▶ **DATA**:
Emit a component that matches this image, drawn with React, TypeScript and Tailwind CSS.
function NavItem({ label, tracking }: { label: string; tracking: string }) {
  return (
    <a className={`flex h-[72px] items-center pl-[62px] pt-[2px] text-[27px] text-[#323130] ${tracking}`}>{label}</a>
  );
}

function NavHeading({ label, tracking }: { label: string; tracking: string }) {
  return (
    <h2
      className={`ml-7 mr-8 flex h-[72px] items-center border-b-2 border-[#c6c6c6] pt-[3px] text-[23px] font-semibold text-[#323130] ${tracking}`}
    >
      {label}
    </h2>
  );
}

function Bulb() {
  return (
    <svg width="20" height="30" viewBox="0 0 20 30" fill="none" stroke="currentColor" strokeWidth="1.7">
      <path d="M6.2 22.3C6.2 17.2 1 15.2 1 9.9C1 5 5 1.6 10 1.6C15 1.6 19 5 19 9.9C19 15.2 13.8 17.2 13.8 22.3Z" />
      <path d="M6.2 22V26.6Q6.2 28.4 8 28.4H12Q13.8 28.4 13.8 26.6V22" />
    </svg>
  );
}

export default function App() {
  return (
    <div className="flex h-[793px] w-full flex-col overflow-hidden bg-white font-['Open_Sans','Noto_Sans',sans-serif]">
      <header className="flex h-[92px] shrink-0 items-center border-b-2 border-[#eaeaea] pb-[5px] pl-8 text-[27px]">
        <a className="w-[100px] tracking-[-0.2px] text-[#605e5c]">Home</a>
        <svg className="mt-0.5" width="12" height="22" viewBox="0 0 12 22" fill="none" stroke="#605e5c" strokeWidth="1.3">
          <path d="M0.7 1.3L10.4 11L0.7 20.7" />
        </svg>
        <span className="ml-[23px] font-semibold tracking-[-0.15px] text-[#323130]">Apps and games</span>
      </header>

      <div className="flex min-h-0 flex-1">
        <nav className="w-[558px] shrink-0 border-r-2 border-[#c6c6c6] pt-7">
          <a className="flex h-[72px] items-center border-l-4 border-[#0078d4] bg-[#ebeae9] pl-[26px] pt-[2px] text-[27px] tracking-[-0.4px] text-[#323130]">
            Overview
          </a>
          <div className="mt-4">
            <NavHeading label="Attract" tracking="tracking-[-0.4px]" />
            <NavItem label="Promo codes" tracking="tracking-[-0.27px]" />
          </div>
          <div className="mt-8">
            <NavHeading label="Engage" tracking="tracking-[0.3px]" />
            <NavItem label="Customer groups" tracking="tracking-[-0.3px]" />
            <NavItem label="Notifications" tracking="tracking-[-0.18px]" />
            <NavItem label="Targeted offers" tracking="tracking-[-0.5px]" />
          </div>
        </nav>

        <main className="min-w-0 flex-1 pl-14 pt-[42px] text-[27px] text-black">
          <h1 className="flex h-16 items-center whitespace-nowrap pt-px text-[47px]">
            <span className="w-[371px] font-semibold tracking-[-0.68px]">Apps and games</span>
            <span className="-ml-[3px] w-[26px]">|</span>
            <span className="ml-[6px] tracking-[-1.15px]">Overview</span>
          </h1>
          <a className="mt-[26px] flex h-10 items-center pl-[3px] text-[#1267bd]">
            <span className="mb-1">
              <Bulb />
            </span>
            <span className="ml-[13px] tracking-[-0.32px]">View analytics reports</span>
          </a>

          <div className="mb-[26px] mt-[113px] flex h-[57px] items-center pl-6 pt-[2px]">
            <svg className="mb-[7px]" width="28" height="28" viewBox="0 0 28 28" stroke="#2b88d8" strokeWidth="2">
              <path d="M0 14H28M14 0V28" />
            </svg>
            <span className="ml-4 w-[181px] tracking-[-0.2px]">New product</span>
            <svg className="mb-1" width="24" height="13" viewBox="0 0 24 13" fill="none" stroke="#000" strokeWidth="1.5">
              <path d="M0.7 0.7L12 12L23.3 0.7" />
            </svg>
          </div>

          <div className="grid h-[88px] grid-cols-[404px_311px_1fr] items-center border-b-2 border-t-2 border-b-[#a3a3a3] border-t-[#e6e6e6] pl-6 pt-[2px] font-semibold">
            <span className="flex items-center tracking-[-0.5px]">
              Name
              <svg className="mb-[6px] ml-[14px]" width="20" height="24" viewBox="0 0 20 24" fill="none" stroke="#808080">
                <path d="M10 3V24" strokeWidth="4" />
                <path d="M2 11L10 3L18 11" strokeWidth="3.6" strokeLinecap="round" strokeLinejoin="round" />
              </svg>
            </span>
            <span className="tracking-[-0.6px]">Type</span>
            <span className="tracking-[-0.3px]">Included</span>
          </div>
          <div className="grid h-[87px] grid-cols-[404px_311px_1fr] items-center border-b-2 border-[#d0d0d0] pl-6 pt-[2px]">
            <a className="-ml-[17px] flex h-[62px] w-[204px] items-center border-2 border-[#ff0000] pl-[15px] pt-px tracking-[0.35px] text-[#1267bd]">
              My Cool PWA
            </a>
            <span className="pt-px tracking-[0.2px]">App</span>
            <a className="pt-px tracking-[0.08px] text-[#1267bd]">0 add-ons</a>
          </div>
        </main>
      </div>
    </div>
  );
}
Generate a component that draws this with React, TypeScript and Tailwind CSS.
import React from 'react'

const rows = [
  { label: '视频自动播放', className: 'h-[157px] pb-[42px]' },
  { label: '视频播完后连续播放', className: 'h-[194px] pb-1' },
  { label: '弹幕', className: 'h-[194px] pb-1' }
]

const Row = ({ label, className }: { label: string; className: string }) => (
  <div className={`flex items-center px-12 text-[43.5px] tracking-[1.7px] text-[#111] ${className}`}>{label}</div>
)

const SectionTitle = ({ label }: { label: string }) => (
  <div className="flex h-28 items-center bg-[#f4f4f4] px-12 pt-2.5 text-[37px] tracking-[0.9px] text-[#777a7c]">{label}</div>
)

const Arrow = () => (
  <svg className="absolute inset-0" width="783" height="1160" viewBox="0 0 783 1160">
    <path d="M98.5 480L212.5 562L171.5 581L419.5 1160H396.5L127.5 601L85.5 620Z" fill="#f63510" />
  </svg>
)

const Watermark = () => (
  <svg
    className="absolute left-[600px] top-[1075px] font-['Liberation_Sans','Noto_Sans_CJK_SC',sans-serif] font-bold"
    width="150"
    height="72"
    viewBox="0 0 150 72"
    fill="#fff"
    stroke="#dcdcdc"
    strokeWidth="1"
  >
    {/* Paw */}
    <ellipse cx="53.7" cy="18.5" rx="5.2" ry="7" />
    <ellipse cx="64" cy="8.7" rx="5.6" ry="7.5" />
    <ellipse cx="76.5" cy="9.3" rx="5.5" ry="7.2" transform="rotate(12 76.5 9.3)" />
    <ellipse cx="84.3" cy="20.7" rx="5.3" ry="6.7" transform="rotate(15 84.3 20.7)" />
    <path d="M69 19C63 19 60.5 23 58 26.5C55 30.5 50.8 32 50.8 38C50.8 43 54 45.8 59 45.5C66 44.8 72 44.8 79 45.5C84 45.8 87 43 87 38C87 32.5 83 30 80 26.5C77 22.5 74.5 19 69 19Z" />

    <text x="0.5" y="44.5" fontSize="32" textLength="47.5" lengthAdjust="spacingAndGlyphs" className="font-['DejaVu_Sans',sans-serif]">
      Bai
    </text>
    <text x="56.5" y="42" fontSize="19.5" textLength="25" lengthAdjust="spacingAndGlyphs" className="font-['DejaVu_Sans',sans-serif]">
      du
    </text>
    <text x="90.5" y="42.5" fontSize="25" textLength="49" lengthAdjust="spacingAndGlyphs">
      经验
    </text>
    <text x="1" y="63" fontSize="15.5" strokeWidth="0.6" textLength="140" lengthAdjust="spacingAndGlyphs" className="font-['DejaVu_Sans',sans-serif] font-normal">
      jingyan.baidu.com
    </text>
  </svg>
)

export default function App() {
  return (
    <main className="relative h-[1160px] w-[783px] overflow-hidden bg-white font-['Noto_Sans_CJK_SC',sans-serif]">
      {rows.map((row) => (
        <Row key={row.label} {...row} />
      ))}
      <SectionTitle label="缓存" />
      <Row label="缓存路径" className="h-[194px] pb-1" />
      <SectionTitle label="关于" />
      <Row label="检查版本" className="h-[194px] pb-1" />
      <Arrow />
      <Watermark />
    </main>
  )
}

▶ **WHAT TO WORK ON**: From the records, copy every line that has the string "React" in it.

▶ **EXPECTED OUTPUT**:
Emit a component that matches this image, drawn with React, TypeScript and Tailwind CSS.
Generate a component that draws this with React, TypeScript and Tailwind CSS.
import React from 'react'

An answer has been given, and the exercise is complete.